Goal | Leaving the pictures aside, transcribe every line below exactly.

Given material |
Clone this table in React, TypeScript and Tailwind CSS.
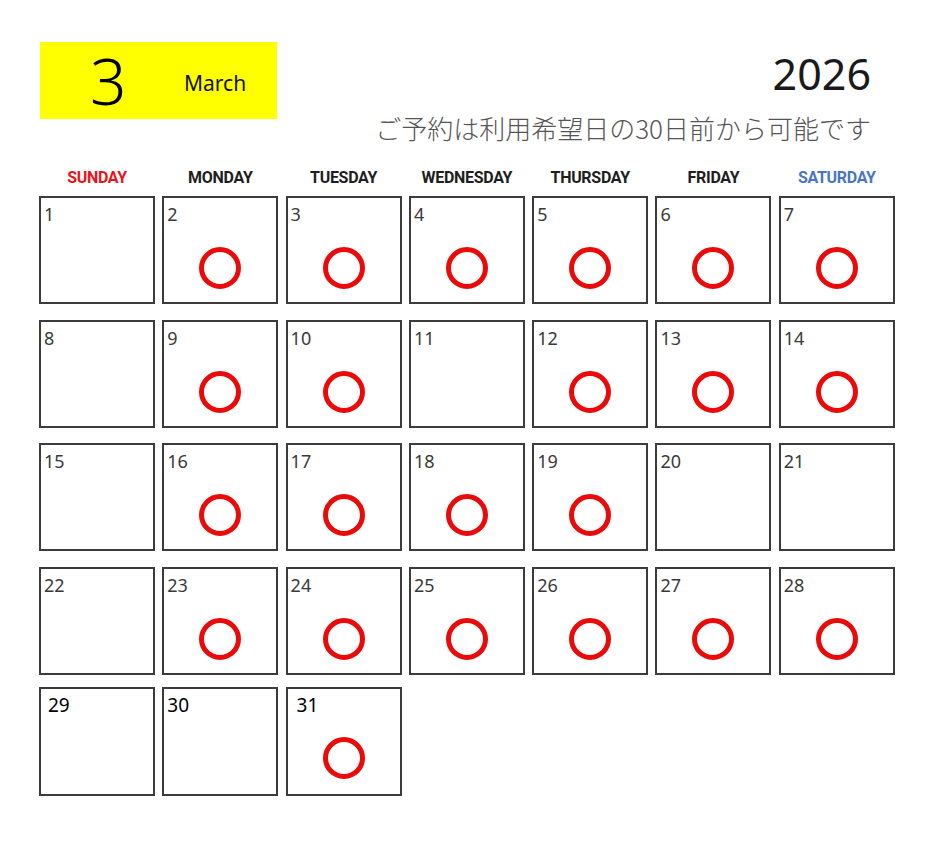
import React from "react";

type Cell = { d: number; o: boolean };

const rows: Cell[][] = [
  [1, 2, 3, 4, 5, 6, 7].map((d) => ({ d, o: d !== 1 })),
  [8, 9, 10, 11, 12, 13, 14].map((d) => ({ d, o: ![8, 11].includes(d) })),
  [15, 16, 17, 18, 19, 20, 21].map((d) => ({ d, o: ![15, 20, 21].includes(d) })),
  [22, 23, 24, 25, 26, 27, 28].map((d) => ({ d, o: d !== 22 })),
];

const days = [
  { t: "SUNDAY", c: "text-[#e8141c]" },
  { t: "MONDAY", c: "text-[#1e1e1e]" },
  { t: "TUESDAY", c: "text-[#1e1e1e]" },
  { t: "WEDNESDAY", c: "text-[#1e1e1e]" },
  { t: "THURSDAY", c: "text-[#1e1e1e]" },
  { t: "FRIDAY", c: "text-[#1e1e1e]" },
  { t: "SATURDAY", c: "text-[#4a74c8]" },
];

const rowMargins = ["mt-0", "mt-[16px]", "mt-[15px]", "mt-[16px]"];

function Ring() {
  return (
    <div className="w-[42px] h-[42px] rounded-full border-[5px] border-[#ea0a0a] self-center mt-auto mb-[13px]" />
  );
}

export default function App() {
  return (
    <div className="w-[936px] h-[842px] bg-white relative pl-[39px] pt-[42px] font-['Noto_Sans',sans-serif]">
      {/* header */}
      <div className="flex items-start h-[126px] w-[832px]">
        <div className="ml-[1px] w-[237px] h-[77px] bg-[#ffff00] flex items-center">
          <span className="ml-[50px] w-[36px] text-[64px] leading-none font-light text-black text-center">3</span>
          <span className="ml-[58px] pt-[5px] text-[21px] leading-none text-[#111]">March</span>
        </div>
        <div className="ml-auto flex flex-col items-end">
          <span className="mt-[10px] text-[43px] leading-none text-[#1a1a1a]">2026</span>
          <span className="mt-[20px] text-[26px] leading-none text-[#555] font-['Noto_Sans_CJK_JP',sans-serif] font-light">
            ご予約は利用希望日の30日前から可能です
          </span>
        </div>
      </div>

      {/* day labels */}
      <div className="grid grid-cols-[repeat(7,116px)] gap-x-[7.3px] h-[28px]">
        {days.map((d) => (
          <div
            key={d.t}
            className={`text-center text-[16px] leading-[20px] font-bold tracking-[-0.3px] font-['Liberation_Sans_Narrow','Roboto',sans-serif] ${d.c}`}
          >
            {d.t}
          </div>
        ))}
      </div>

      {/* weeks */}
      {rows.map((r, i) => (
        <div key={i} className={`grid grid-cols-[repeat(7,116px)] gap-x-[7.3px] ${rowMargins[i]}`}>
          {r.map((c) => (
            <div key={c.d} className="h-[108px] border-2 border-[#3c3c3c] flex flex-col">
              <span className="pl-[3px] pt-[7px] text-[18px] leading-none text-[#3a3a3a]">{c.d}</span>
              {c.o && <Ring />}
            </div>
          ))}
        </div>
      ))}

      {/* last week */}
      <div className="grid grid-cols-[repeat(7,116px)] gap-x-[7.3px] mt-[12px]">
        <div className="h-[109px] border-2 border-[#3c3c3c] flex flex-col">
          <span className="pl-[7px] pt-[7px] text-[19px] leading-none text-black">29</span>
        </div>
        <div className="h-[109px] border-2 border-[#3c3c3c] flex flex-col">
          <span className="pl-[3px] pt-[7px] text-[19px] leading-none text-black">30</span>
        </div>
        <div className="h-[109px] border-2 border-[#3c3c3c] flex flex-col">
          <span className="pl-[9px] pt-[7px] text-[19px] leading-none text-black">31</span>
          <div className="w-[42px] h-[42px] rounded-full border-[5px] border-[#ea0a0a] self-center mt-auto mb-[15px]" />
        </div>
      </div>
    </div>
  );
}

Answer to this task |
Clone this table in React, TypeScript and Tailwind CSS.
import React from "react";

type Cell = { d: number; o: boolean };

const rows: Cell[][] = [
  [1, 2, 3, 4, 5, 6, 7].map((d) => ({ d, o: d !== 1 })),
  [8, 9, 10, 11, 12, 13, 14].map((d) => ({ d, o: ![8, 11].includes(d) })),
  [15, 16, 17, 18, 19, 20, 21].map((d) => ({ d, o: ![15, 20, 21].includes(d) })),
  [22, 23, 24, 25, 26, 27, 28].map((d) => ({ d, o: d !== 22 })),
];

const days = [
  { t: "SUNDAY", c: "text-[#e8141c]" },
  { t: "MONDAY", c: "text-[#1e1e1e]" },
  { t: "TUESDAY", c: "text-[#1e1e1e]" },
  { t: "WEDNESDAY", c: "text-[#1e1e1e]" },
  { t: "THURSDAY", c: "text-[#1e1e1e]" },
  { t: "FRIDAY", c: "text-[#1e1e1e]" },
  { t: "SATURDAY", c: "text-[#4a74c8]" },
];

const rowMargins = ["mt-0", "mt-[16px]", "mt-[15px]", "mt-[16px]"];

function Ring() {
  return (
    <div className="w-[42px] h-[42px] rounded-full border-[5px] border-[#ea0a0a] self-center mt-auto mb-[13px]" />
  );
}

export default function App() {
  return (
    <div className="w-[936px] h-[842px] bg-white relative pl-[39px] pt-[42px] font-['Noto_Sans',sans-serif]">
      {/* header */}
      <div className="flex items-start h-[126px] w-[832px]">
        <div className="ml-[1px] w-[237px] h-[77px] bg-[#ffff00] flex items-center">
          <span className="ml-[50px] w-[36px] text-[64px] leading-none font-light text-black text-center">3</span>
          <span className="ml-[58px] pt-[5px] text-[21px] leading-none text-[#111]">March</span>
        </div>
        <div className="ml-auto flex flex-col items-end">
          <span className="mt-[10px] text-[43px] leading-none text-[#1a1a1a]">2026</span>
          <span className="mt-[20px] text-[26px] leading-none text-[#555] font-['Noto_Sans_CJK_JP',sans-serif] font-light">
            ご予約は利用希望日の30日前から可能です
          </span>
        </div>
      </div>

      {/* day labels */}
      <div className="grid grid-cols-[repeat(7,116px)] gap-x-[7.3px] h-[28px]">
        {days.map((d) => (
          <div
            key={d.t}
            className={`text-center text-[16px] leading-[20px] font-bold tracking-[-0.3px] font-['Liberation_Sans_Narrow','Roboto',sans-serif] ${d.c}`}
          >
            {d.t}
          </div>
        ))}
      </div>

      {/* weeks */}
      {rows.map((r, i) => (
        <div key={i} className={`grid grid-cols-[repeat(7,116px)] gap-x-[7.3px] ${rowMargins[i]}`}>
          {r.map((c) => (
            <div key={c.d} className="h-[108px] border-2 border-[#3c3c3c] flex flex-col">
              <span className="pl-[3px] pt-[7px] text-[18px] leading-none text-[#3a3a3a]">{c.d}</span>
              {c.o && <Ring />}
            </div>
          ))}
        </div>
      ))}

      {/* last week */}
      <div className="grid grid-cols-[repeat(7,116px)] gap-x-[7.3px] mt-[12px]">
        <div className="h-[109px] border-2 border-[#3c3c3c] flex flex-col">
          <span className="pl-[7px] pt-[7px] text-[19px] leading-none text-black">29</span>
        </div>
        <div className="h-[109px] border-2 border-[#3c3c3c] flex flex-col">
          <span className="pl-[3px] pt-[7px] text-[19px] leading-none text-black">30</span>
        </div>
        <div className="h-[109px] border-2 border-[#3c3c3c] flex flex-col">
          <span className="pl-[9px] pt-[7px] text-[19px] leading-none text-black">31</span>
          <div className="w-[42px] h-[42px] rounded-full border-[5px] border-[#ea0a0a] self-center mt-auto mb-[15px]" />
        </div>
      </div>
    </div>
  );
}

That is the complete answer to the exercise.